That Time Steve Bannon Accused the Clintons of Corruption and Money Laundering

“They are grifters.”

Back in the summer of 2016, Steve Bannon interviewed Peter Schweizer on Bannon’s Breitbart News radio show. The two discussed Clinton Cash, the 2015 book that Schweizer wrote about Bill and Hillary Clinton’s foreign financial entanglements. Bannon’s takeaway was simple. The Clintons, he insisted, are corrupt. “The Clinton have sold out their own people for cold cash,” Bannon said. “They are grifters.” He added, baselessly, that the former first couple was running a “money laundering operation.” (Bannon would go on to run the Trump campaign and briefly serve in the Trump White House.)

Fast forward to 2020: Bannon, along with three other individuals, has been charged with conspiracy to commit money laundering and conspiracy to commit wire fraud relating to an effort to build a donor-funded wall on the US-Mexico border.
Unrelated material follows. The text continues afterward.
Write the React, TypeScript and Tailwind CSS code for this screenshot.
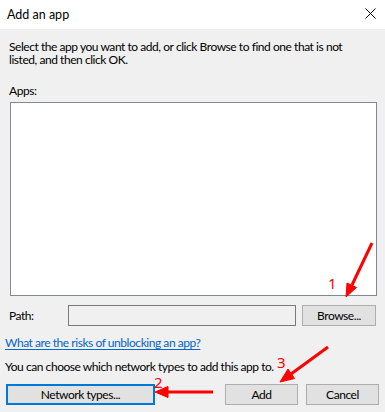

According to US Attorney Audrey Strauss, Bannon and the other defendants “defrauded hundreds of thousands of donors, capitalizing on their interest in funding a border wall to raise millions of dollars, under the false pretense that all of that money would be spent on construction.”

During the 2016 radio broadcast, Bannon asserted that the Clintons had exploited progressive causes—global warming, environmental issues, human trafficking—and “monetized it on a global scale.” Though Bannon’s claims were baseless, the hypocrisy is clear. He’s now been charged with exploiting anti-immigrant hysteria in an effort to defraud right-wing donors.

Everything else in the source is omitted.